Share Your Story

You’ve been there, done that! Deployment, reunion, marriage struggles, divorce, infidelity, joy, sadness, stress, moving and MORE! Whether you are a spouse, grandparent, mother, father, sister or brother or just have a connection to the military!

Now is the opportunity to share your story with other military families! Post your tips, thoughts, advice, do’s and don’t. Your story may be featured an upcoming book to be released in January of 2008.

3 Responses to “Share Your Story”

  1. Meg Says:

    The day after my husband came home from a year deployment, I jumped a plane to Hawaii for a business conference. At the time, I viewed it as a vacation. I deserved it. A year running the house with two small kids, take me away!

    However, throwing him back into the routine with little or no warning was challenging not only for him, but also for me. I wouldn’t recommend it. That one week vacation I took, started us off on a roller coaster that lasted almost 2 years. (I still had a great time in Hawaii).

  2. James Says:

    9/11 was a big wake up call for us and we responded with outrage and resolve. But as time goes by we as American’s tend to forget what started a situation and let the little things in our lives take over again. What was a priority a short time ago is now yesterday’s news and we want to move on to things that do not take as much of our time and energy unless it affects us personnely.

    What we forget is the sacrifices that are being made every minute of every day by a volunteer military and all their families, both imeadeate and extended. It is easier for us not to stand up and be counted for what some preceive as an unpopular effort. To tend not to draw the people who are making the sacrifices into to our circle and comfort them in their time of greatest need by giving some of our time for them.
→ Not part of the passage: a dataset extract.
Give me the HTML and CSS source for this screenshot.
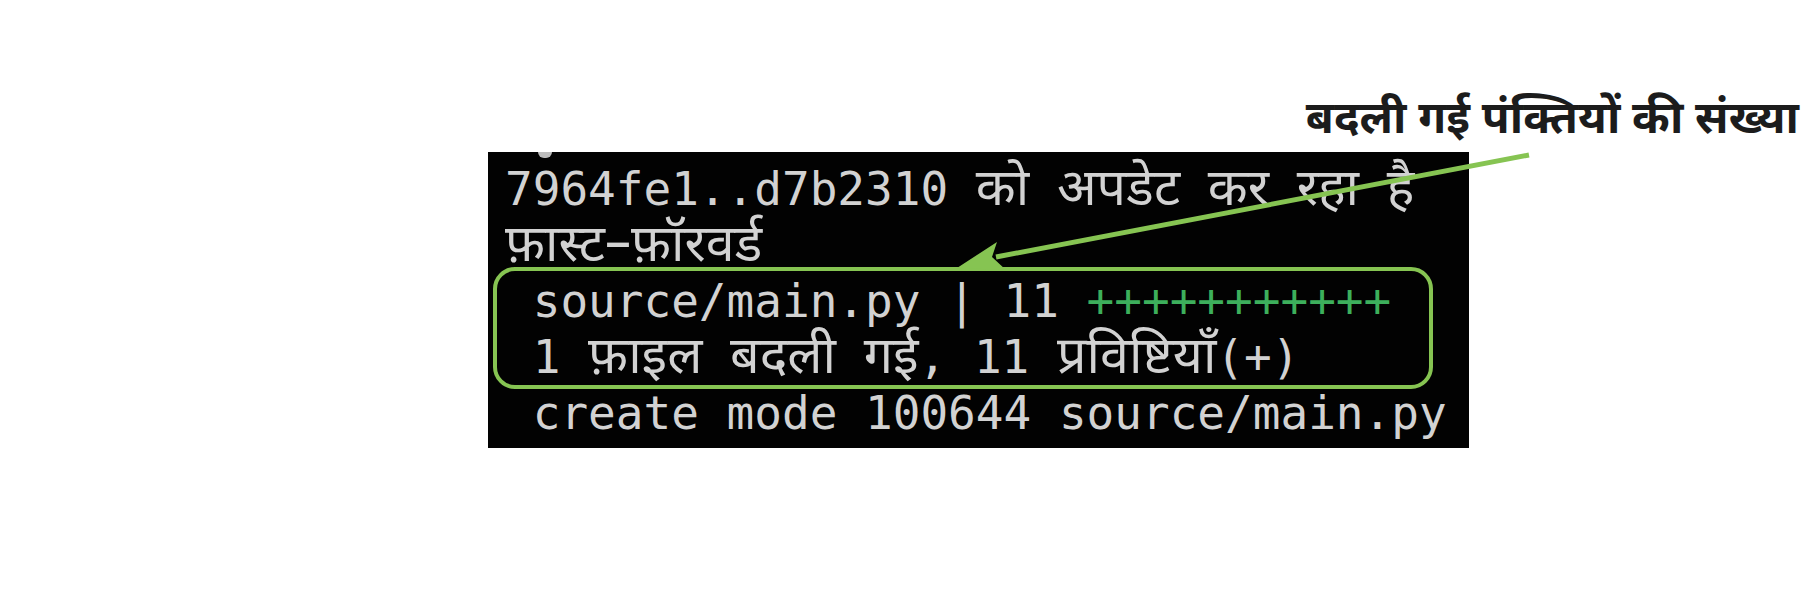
FILE: index.html
```html
<!DOCTYPE html>
<html lang="hi">
<head>
<meta charset="utf-8">
<title>Git pull output</title>
<link rel="stylesheet" href="styles.css">
</head>
<body>
<div class="page">
  <div class="label">बदली गई पंक्तियों की संख्या</div>
  <div class="terminal">
    <div class="line ghost"><span class="blob"></span></div>
    <div class="line">7964fe1..d7b2310 <span class="dv">को</span> <span class="dv">अपडेट</span> <span class="dv">कर</span> <span class="dv">रहा</span> <span class="dv">है</span></div>
    <div class="line"><span class="dv">फ़ास्ट–फ़ॉरवर्ड</span></div>
    <div class="highlight">
      <div class="line"> source/main.py | 11 <span class="plus">+++++++++++</span></div>
      <div class="line"> 1 <span class="dv">फ़ाइल</span> <span class="dv">बदली</span> <span class="dv">गई</span>, 11 <span class="dv">प्रविष्टियाँ</span>(+)</div>
    </div>
    <div class="line"> create mode 100644 source/main.py</div>
  </div>
  <svg class="arrow" width="1815" height="592" viewBox="0 0 1815 592" aria-hidden="true">
    <line x1="1529" y1="155" x2="996" y2="257" stroke="#86c452" stroke-width="5" stroke-linecap="butt"/>
    <polygon points="957,268 997,242 992,257 1006,270" fill="#86c452"/>
  </svg>
</div>
</body>
</html>
```
FILE: styles.css
```css
html, body {
  margin: 0;
  padding: 0;
  background: #ffffff;
}
.page {
  position: relative;
  width: 1815px;
  height: 592px;
  overflow: hidden;
}
.label {
  padding-top: 96px;
  padding-right: 16px;
  height: 52px;
  text-align: right;
  font-family: "Noto Sans Devanagari", "Noto Sans", "Lohit Devanagari", sans-serif;
  font-weight: 700;
  font-size: 45.5px;
  line-height: 52px;
  color: #1c1c1c;
}
.terminal {
  margin-top: 4px;
  margin-left: 488px;
  width: 981px;
  height: 296px;
  box-sizing: border-box;
  padding: 9px 0 0 17px;
  background: #020202;
  overflow: hidden;
  font-family: "DejaVu Sans Mono", "Noto Sans Devanagari", "Lohit Devanagari", monospace;
  font-size: 46px;
  color: #d2d2d2;
}
.line {
  height: 56px;
  line-height: 56px;
  white-space: pre;
}
.ghost {
  margin-top: -56px;
  position: relative;
}
.blob {
  position: absolute;
  left: 33px;
  top: 47px;
  width: 14px;
  height: 6px;
  border-radius: 0 0 7px 7px;
  background: #bdbdbd;
}
.dv {
  font-family: "Noto Sans Devanagari", "Lohit Devanagari", sans-serif;
  font-size: 1.13em;
}
.highlight {
  width: 940px;
  box-sizing: border-box;
  margin: -6px 0 -4px -12px;
  padding: 2px 0 0 8px;
  border: 4px solid #86c452;
  border-radius: 22px;
}
.plus {
  color: #3daf5c;
}
.arrow {
  position: absolute;
  left: 0;
  top: 0;
  pointer-events: none;
}
```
    Being a previous military person I believe that it was easier on me than the family that I left at home to function and deal with the situation. That was until I returned from “beautful south-east asia”. Without the assistance that our trrops have today I was left to deal with my deamons mostly by myself and tended to draw into myself. It does my heart good to see the support that the troops returning home today are receiving. With one son already having served a tour of duty in the middle east and the other “on the bubble” along with the first one again, it gives me solice that they will not have as difficult time as I experienced. This does not mean that it will be easy for them when the return but 40 years from now they will not be wondering what they did that caused the American public to turn their faces away from them and regard them as something that was better off put out of sight and out of mind. Thus the healing for them can start earier and make their life more enjoyable in their old age.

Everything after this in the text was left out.